* _EXERCISE_
Review the material and extract every line in which the word "this" occurs.

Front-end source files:
※

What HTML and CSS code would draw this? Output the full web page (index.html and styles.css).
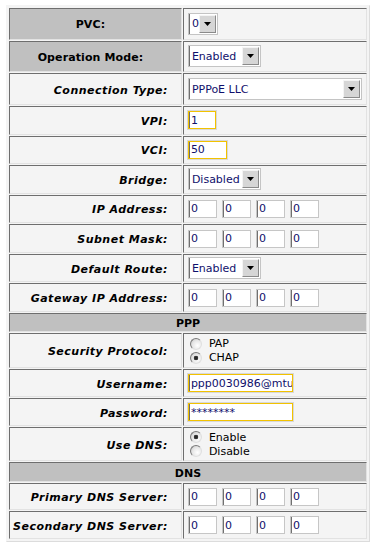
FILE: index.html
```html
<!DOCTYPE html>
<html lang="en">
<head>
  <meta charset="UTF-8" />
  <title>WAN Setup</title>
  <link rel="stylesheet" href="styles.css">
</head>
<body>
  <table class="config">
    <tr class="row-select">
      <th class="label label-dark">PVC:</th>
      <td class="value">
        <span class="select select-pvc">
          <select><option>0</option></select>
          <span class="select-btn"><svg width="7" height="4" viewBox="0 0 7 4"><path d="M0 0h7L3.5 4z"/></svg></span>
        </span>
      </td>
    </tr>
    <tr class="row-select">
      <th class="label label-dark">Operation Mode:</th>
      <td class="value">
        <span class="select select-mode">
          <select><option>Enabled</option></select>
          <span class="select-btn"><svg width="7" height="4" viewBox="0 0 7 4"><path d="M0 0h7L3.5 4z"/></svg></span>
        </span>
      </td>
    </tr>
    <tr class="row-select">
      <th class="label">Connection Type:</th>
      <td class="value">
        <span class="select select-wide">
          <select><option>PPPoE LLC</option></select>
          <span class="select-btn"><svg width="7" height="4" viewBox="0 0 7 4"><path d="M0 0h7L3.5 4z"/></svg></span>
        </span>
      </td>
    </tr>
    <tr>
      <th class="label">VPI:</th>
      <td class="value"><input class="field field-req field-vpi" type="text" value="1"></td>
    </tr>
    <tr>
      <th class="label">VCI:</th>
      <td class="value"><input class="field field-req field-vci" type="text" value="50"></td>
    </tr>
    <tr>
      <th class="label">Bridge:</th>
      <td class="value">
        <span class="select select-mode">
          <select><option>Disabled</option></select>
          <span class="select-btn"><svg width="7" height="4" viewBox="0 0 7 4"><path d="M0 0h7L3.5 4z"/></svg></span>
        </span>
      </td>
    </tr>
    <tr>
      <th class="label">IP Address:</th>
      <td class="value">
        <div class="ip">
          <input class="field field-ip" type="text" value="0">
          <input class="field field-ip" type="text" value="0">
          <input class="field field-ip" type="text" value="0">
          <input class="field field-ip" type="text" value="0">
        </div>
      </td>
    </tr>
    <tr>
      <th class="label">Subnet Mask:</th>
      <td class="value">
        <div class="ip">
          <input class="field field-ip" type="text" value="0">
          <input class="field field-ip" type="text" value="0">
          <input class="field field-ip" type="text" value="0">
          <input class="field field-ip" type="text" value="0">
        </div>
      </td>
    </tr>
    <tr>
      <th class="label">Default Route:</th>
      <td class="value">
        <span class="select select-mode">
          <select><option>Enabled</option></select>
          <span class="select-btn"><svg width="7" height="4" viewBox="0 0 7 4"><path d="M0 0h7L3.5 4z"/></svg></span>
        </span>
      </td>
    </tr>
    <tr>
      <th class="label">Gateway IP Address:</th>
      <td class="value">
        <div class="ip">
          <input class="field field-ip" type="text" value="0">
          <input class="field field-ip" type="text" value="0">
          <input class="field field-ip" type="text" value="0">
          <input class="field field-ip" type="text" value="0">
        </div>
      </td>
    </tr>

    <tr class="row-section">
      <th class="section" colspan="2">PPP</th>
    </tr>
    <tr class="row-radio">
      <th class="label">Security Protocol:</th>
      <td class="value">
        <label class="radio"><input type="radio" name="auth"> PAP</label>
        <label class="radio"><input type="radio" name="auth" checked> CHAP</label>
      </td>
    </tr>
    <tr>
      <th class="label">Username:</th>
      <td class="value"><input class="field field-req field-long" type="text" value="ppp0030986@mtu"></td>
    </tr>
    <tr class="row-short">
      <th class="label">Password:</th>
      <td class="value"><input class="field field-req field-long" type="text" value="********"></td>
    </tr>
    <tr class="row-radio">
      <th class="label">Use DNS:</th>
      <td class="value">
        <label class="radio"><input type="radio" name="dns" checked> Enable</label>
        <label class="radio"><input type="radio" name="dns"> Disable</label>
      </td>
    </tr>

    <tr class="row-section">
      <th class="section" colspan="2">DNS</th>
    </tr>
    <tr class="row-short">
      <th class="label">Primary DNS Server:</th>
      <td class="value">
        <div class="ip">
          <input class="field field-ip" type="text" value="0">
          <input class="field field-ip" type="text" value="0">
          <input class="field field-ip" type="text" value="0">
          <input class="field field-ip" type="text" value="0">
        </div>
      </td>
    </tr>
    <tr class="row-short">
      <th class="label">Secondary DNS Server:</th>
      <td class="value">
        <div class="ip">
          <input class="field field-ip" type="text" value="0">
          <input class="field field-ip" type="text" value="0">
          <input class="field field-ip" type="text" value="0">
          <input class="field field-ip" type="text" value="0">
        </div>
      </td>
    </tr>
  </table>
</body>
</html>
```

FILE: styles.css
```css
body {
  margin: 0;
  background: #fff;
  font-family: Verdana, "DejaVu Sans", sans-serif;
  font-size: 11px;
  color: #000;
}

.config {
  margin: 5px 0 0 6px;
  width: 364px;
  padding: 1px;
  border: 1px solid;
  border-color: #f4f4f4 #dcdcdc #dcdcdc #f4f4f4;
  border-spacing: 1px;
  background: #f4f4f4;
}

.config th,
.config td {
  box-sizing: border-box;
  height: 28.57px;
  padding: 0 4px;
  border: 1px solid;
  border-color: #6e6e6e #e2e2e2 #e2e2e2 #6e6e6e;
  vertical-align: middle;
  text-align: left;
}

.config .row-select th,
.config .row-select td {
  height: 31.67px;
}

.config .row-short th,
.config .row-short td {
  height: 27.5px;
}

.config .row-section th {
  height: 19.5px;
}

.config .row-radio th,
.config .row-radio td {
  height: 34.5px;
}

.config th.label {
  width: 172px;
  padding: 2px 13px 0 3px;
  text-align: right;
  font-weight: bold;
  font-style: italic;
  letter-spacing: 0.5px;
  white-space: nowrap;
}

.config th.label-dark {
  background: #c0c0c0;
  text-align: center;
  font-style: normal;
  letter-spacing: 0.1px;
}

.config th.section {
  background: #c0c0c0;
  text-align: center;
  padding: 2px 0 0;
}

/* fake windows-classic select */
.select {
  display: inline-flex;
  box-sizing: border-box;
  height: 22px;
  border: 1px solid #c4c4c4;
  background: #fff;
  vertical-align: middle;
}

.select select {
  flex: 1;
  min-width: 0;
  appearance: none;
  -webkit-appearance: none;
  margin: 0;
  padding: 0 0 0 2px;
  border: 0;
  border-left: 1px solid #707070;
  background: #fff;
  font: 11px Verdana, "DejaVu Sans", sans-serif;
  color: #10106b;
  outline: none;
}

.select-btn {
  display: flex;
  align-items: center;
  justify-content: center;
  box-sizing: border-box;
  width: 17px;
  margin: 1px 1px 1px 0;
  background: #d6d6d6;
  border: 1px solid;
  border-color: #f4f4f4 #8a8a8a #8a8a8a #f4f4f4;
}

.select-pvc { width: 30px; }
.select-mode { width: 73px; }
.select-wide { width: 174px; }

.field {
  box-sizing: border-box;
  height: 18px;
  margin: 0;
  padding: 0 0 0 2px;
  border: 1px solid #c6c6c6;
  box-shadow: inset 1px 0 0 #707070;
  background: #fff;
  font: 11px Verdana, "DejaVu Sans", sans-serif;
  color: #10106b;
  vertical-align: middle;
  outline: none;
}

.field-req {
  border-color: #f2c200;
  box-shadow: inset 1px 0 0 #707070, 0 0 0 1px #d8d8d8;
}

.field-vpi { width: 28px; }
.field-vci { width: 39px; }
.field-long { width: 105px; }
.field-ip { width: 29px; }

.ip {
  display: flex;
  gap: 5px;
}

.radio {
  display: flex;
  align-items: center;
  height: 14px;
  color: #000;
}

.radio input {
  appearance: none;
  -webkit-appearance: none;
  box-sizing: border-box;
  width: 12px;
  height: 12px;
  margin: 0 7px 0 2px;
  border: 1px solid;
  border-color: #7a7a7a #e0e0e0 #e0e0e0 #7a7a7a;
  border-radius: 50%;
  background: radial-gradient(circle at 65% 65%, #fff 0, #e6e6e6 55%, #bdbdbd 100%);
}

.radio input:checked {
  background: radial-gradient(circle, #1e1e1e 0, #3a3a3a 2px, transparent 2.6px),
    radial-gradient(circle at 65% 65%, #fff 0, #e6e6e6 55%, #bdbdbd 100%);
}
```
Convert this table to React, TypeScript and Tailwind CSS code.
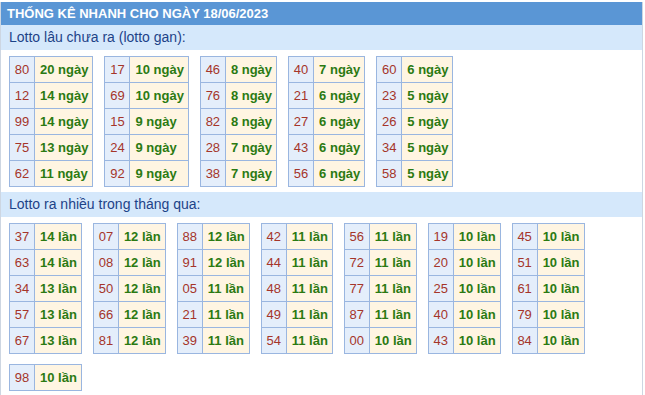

※

* _SOLUTION TO THE EXERCISE_
What HTML and CSS code would draw this? Output the full web page (index.html and styles.css).
Convert this table to React, TypeScript and Tailwind CSS code.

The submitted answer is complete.